Now I am back to Brave and very happy. Almost no ads, super fast, doesn't crash or hang.

schubidubiduba 7 days ago||
I tried using Brave. It weirded me out with the crypto stuff and random popups. Now back to Firefox, on all my devices, without any crashes ever. And it's just as fast as chromium, which I very very rarely use for bad websites that do not work with Firefox.
maineagetter 7 days ago|||
[dead]
tensor 12/8/2025||
Whoa, if you use a VPN eventually instagram will stop showing you ads?!?! Is that really true? Has anyone else found this?
rovr138 12/8/2025||
Not a vpn, but use a known public cloud IP address through a vpn (but you could set a socks proxy, etc).
gitaarik 7 days ago||
And?
derelicta 7 days ago||
The VPN trick doesnt work for YouTube on mobile anymore. I get popups saying I need to log-in or disable my VPN to watch videos. I could probably buy a silly gmail account online and link it to my YouTube app, but am afraid it will log-in my whole phone to this shady Google account.
buttocks 12/8/2025||
NextDNS is sufficient on its own. $20 for a year of no ads (or smut if you want to block that too).
rmunn 12/8/2025|
Funny story on porn blockers.

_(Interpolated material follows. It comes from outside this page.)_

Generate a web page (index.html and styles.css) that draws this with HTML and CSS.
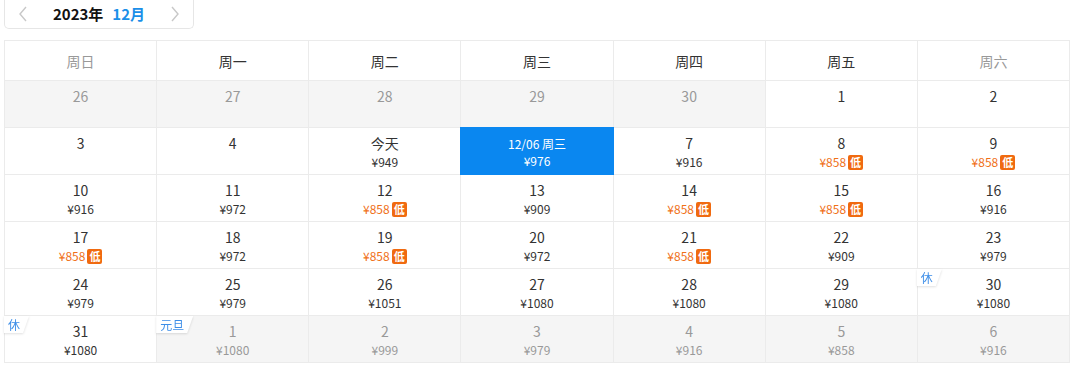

Back when I attended college, the college I attended blocked porn sites at the DNS level. It was pretty good at its job, but I did notice one false positive: I was trying to access the website for the Extremely Reliable Operating System (whose URL at the time was eros-os.org, though that URL no longer works). The porn blocker blocked my access attempt; I had to click on the "email the sysadmins" link and send them an email saying "Hey, can you add this site to the DNS whitelist? Despite having "eros" in the URL it's got nothing at all to do with porn." They whitelisted it and I had no more false-positives the rest of my college career. But I still laugh about that one, more than two decades later.
drnick1 7 days ago||
What is the point of such restrictions? DNS blacklists can be trivially bypassed by changing the browser's or the operating system's DNS resolver. For example, and somewhat insidiously, Firefox defaults to using Cloudflare AFAIK.
jamesbelchamber 7 days ago||
Adding friction, reducing "accidents" and ticking the "we tried" box.
EbNar 7 days ago||
Brave+ControlD, for me. I'm not interested in YouTube, so don't care about that part.
jenadine 12/8/2025|
To block adds in android apps, there is DNS66 available on f-droid. https://f-droid.org/packages/org.jak_linux.dns66/
thunderbong 12/8/2025|
Thanks. From that page -

> NOTE: Dvelopment has stopped. The newer dev.clombardo.dnsnet continues development.

DNSNet

https://f-droid.org/en/packages/dev.clombardo.dnsnet/

jenadine 7 days ago||
Looks like I've been using an outdated version for a few years. Thanks for the notification.